Considering how well that worked, let that sink in for a moment. Officials in a government agency with a post-office/public school-like government guarantee that they have a job insulated from competition -- and so no real skin in the game -- can pronounce something safe or not almost at whim. Said agency's imprimatur has lulled the public at least a bit on the matter of aircraft safety, and therefore distorted the incentives for actual quality in an entire industry.

When a seal of approval -- from fallible human beings who don't have to answer to a market -- becomes the standard, getting away with "cutting corners" stops being about real-world incentives and consequences and you get: People bribing or being in cahoots with Those Who Confer Stamps of Approval, rather than people asking questions like, "Might a second indicator of speed more than justify the small per-unit cost, by saving our customers' lives and our reputation down the line?"

I don't mean to whitewash corporate executives who pretend that regulatory capture is a long-term viable way to make money. But, as I noted before, "The government has all kinds of control in Venezuela, for example, and that place is a train wreck."

There are clear, reality-based incentives for quality in the private sector.

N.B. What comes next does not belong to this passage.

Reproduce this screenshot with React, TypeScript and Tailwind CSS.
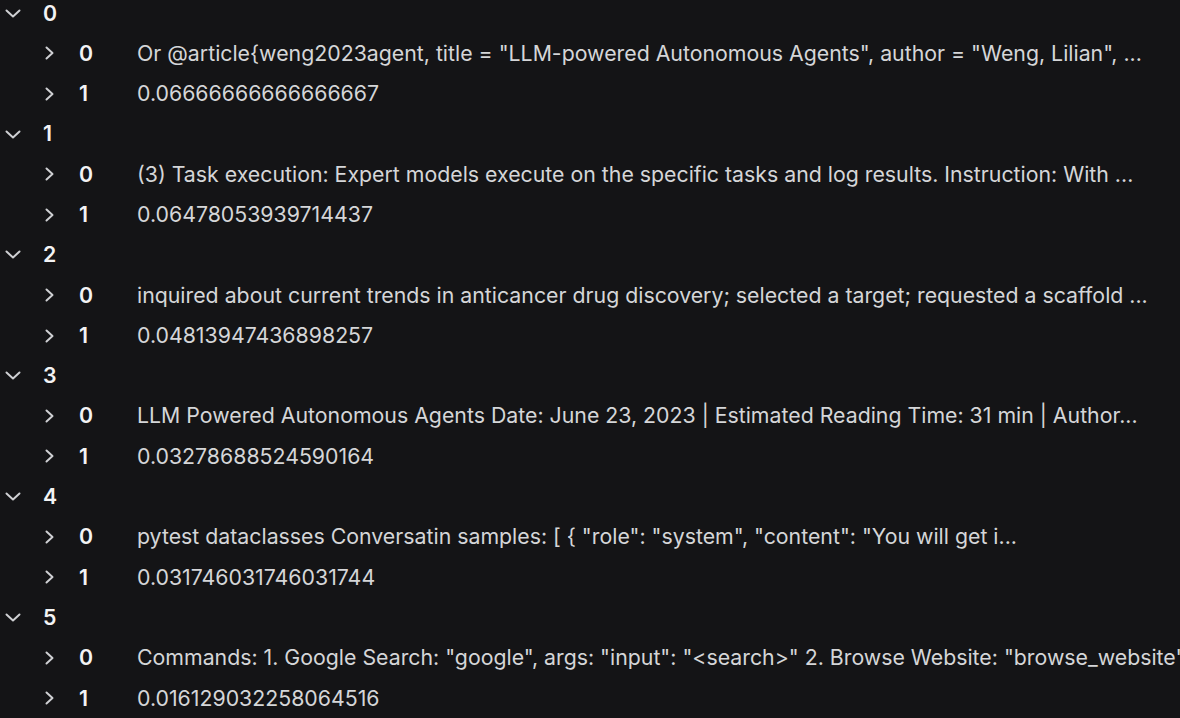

And government control of industry not only is no guarantee of same, but replaces those incentives with those favoring regulatory capture. Rather than double down on government control, perhaps we should reconsider the whole idea that government officials have any business attempting to substitute themselves for the judgement of customers of businesses, aided by experts who also have to compete for attention on merit.

To the extent that there is a "cult if the stock price," I would propose that it is a direct result of the decoupling of the mutual interests of businessman and customer caused by the improper intrusion of government into that relationship. Cronyism is indeed a problem, but it is the child of the more fundamental one of central planning.